Mark’s sense of fair-play extends even to the field of battle. He’ll normally give his foe a chance to surrender (unless he knows who he’s dealing with and how they typically act), and if that tactic doesn’t work, he try and restrain them as opposed to simply hitting them. However, against superhuman villains known for their toughness, robots, death machines, and the like, he’ll go all out, using his strength to full effect.
Appearance: Mark Silversmith is a poster boy for the All-American Athlete. He stands a little over 6’4” and weighs around 225 lbs, with a muscular build, blue eyes, blond hair, and strong white teeth. When dressed as Mister America, he wears a bodysuit, fold-over boots, gloves, and cape done up in the colors red, white, and blue.
Designer's Notes: Mister America was directly inspired by the counter titled “Yank,” found in the first set of superhero-themed Cardboard Heroes from Steve Jackson Games.

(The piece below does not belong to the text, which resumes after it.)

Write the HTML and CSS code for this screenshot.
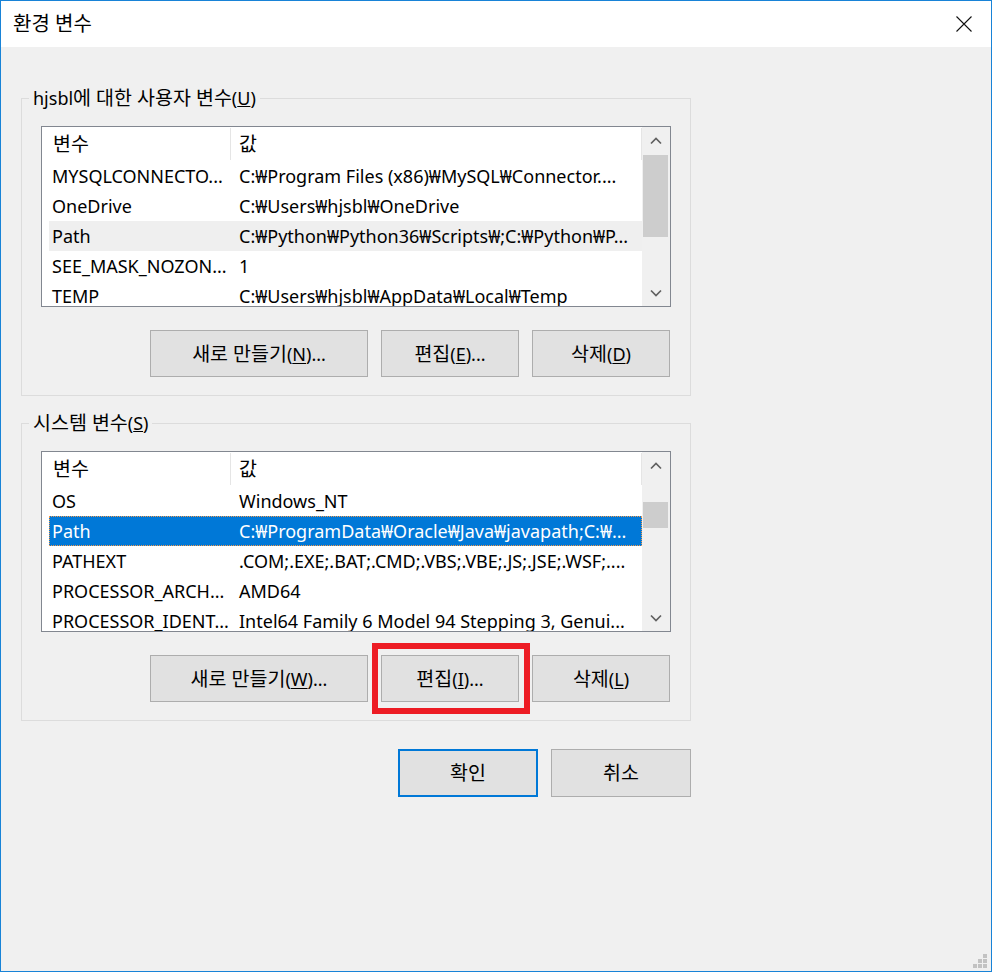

I modified the costume a bit (swapping the original’s Peter Pan-like slippers for fold-over ‘buccaneer’ boots) and gave him the ‘generic’ superhero power set of flight, invulnerability, strength, and speed (what PS238 calls a ‘FISS’). This means that Mister American is Superman to Force Majure’s Ultra Boy.
At 440 points, Mister American might be a bit expensive for a Golden Age supers game, but you can easily trim down his Characteristics and Powers to the desired power level. Making him more powerful is equally simple. I’d start with a series of Brick Tricks (such as Super Strength Smash-Through and The Big Wrap-Up), increase his CSLs to all Hand-To-Hand combat, and make all of his Science Skills 11-. You could also consider additional Etheric Energy powers, such as an Energy Blast, Aid (defined as passing the energy along to someone else), Telekinesis and so on. For real fun, have some additional test subjects, thus allowing for a variety of characters, all with a common origin.
Mister America’s personal nemesis should be someone who’s undergone the same process he has. This person could have been a former assistant of Professor Halwic’s, a current assistant who uses his powers for personal gain, or even an Axis agent, created by someone attempting to duplicate the Professor’s invention.